Exercise prompt:
Look through the data below. Pick out the lines holding the string "styles".

— begin Exercise materials —

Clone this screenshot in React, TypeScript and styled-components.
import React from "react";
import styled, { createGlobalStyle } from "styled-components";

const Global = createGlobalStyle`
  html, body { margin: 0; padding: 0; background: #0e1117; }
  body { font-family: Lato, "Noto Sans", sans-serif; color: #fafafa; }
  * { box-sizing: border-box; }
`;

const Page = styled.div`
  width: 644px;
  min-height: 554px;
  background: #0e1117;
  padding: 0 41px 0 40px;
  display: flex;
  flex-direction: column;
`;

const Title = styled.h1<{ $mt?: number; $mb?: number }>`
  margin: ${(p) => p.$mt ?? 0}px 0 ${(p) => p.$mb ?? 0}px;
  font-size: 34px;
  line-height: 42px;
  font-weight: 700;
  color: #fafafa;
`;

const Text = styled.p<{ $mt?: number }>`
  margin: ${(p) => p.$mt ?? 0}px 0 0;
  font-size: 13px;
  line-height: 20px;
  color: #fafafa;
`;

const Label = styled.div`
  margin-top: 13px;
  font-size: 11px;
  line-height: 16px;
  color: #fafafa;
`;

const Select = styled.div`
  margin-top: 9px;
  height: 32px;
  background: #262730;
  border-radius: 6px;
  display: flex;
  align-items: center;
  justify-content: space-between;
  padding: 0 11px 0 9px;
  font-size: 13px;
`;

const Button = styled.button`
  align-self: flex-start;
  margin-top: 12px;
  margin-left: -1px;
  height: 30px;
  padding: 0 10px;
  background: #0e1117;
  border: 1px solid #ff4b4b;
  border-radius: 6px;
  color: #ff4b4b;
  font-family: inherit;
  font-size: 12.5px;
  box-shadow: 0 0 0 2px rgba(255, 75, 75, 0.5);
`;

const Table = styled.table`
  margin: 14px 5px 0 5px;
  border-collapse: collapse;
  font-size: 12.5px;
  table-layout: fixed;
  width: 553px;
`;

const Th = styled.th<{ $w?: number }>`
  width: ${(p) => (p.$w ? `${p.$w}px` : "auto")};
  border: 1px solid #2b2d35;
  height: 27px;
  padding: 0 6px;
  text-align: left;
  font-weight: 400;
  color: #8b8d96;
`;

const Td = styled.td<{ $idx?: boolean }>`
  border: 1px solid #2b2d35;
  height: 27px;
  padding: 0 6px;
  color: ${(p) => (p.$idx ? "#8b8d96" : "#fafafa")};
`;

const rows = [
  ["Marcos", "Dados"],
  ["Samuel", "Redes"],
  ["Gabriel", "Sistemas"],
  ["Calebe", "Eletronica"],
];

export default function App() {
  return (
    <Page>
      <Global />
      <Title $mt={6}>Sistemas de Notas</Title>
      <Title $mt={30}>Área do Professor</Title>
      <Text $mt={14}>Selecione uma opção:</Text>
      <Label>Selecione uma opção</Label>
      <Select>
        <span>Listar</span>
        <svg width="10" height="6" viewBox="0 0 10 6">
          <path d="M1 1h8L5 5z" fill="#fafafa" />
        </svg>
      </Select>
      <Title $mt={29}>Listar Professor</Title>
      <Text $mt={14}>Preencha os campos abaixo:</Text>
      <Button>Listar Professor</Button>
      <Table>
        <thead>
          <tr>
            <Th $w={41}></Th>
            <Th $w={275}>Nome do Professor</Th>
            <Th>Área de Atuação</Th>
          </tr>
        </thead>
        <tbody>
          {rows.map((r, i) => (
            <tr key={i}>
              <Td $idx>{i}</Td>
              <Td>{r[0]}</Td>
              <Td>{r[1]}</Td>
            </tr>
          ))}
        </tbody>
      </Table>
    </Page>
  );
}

— end Exercise materials —
— begin Exercise materials —

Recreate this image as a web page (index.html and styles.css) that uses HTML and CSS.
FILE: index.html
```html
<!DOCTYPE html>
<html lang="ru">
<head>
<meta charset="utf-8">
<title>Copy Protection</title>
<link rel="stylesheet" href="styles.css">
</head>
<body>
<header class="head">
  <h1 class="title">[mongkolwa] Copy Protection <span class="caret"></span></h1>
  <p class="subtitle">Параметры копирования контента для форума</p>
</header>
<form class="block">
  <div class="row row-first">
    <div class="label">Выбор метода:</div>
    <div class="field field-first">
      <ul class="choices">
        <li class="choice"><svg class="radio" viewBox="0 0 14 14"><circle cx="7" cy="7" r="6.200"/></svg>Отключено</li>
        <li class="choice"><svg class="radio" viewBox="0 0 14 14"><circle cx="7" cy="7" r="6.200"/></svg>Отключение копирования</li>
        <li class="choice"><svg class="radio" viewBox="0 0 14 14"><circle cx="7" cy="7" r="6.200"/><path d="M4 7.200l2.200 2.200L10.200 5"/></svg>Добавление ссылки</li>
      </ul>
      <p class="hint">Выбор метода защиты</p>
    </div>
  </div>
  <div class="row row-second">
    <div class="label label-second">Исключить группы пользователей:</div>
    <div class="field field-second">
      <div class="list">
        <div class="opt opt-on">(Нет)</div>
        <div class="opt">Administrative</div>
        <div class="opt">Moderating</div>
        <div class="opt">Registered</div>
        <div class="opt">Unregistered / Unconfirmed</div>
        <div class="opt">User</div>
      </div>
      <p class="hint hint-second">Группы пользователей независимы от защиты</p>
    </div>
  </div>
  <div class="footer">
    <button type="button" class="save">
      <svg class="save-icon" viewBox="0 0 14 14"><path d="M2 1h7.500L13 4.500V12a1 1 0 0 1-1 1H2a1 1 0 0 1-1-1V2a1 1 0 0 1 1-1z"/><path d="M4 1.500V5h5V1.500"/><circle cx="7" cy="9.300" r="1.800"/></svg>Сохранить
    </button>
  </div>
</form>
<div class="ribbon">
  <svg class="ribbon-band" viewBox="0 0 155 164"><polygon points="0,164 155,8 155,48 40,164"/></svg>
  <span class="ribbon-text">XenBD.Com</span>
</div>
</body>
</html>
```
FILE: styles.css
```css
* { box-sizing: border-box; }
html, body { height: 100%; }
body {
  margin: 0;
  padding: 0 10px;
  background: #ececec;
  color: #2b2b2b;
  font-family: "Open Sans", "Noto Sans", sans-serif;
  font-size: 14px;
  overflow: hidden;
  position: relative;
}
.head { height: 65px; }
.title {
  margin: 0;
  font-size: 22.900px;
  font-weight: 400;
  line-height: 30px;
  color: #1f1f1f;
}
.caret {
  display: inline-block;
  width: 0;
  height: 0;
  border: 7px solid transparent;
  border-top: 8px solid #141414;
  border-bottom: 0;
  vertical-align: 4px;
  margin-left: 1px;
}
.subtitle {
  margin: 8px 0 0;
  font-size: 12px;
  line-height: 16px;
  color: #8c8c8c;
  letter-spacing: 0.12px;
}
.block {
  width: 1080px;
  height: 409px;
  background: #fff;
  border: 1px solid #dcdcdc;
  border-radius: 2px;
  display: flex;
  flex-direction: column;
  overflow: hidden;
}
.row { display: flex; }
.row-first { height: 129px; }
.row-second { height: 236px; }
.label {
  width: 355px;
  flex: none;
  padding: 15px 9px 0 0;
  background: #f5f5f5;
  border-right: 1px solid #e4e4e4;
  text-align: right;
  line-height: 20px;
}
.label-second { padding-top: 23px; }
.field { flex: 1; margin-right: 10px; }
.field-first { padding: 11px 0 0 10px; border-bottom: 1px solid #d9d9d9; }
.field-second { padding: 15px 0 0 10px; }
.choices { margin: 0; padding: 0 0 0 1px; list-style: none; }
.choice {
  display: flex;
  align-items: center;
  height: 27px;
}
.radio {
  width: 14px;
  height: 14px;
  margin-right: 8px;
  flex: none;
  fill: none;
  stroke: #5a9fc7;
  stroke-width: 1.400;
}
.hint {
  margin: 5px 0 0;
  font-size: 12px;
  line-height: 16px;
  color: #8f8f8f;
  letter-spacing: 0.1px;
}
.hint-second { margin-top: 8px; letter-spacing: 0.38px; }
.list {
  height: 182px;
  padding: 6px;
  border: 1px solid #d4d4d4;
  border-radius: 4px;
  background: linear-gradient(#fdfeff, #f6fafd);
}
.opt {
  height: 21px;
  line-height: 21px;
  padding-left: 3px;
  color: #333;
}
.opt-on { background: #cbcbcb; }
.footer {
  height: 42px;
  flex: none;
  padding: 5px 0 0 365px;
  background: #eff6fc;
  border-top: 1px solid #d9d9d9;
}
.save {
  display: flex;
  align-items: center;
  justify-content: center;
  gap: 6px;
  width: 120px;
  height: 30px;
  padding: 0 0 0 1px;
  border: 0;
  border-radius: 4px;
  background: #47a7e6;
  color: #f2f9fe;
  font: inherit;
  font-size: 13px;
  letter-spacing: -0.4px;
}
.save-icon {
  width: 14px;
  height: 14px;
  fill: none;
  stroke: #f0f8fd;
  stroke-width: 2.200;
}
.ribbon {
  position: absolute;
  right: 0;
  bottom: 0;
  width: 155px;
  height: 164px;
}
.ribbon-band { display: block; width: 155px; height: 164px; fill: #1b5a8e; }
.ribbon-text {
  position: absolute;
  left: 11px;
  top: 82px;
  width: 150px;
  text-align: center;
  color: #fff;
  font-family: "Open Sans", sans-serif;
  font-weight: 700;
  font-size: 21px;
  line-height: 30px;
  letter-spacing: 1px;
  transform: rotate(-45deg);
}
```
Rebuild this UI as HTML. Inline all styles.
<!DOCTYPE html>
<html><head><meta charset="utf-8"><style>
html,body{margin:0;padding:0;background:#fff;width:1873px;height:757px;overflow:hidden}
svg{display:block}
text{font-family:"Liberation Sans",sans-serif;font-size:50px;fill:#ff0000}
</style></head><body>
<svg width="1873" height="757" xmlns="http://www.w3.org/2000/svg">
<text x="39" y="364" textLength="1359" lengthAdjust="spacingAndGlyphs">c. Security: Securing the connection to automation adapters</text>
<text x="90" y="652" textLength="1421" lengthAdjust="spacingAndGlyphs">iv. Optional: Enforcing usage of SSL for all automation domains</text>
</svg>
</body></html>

— end Exercise materials —
— begin Exercise materials —

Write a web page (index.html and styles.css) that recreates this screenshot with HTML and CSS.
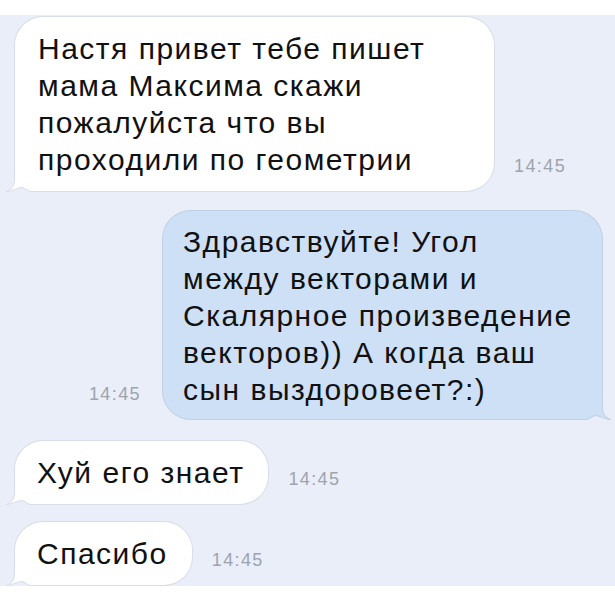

— end Exercise materials —

Expected answer:
Recreate this image as a web page (index.html and styles.css) that uses HTML and CSS.
<link rel="stylesheet" href="styles.css">
FILE: styles.css
Rebuild this UI as HTML. Inline all styles.
Write a web page (index.html and styles.css) that recreates this screenshot with HTML and CSS.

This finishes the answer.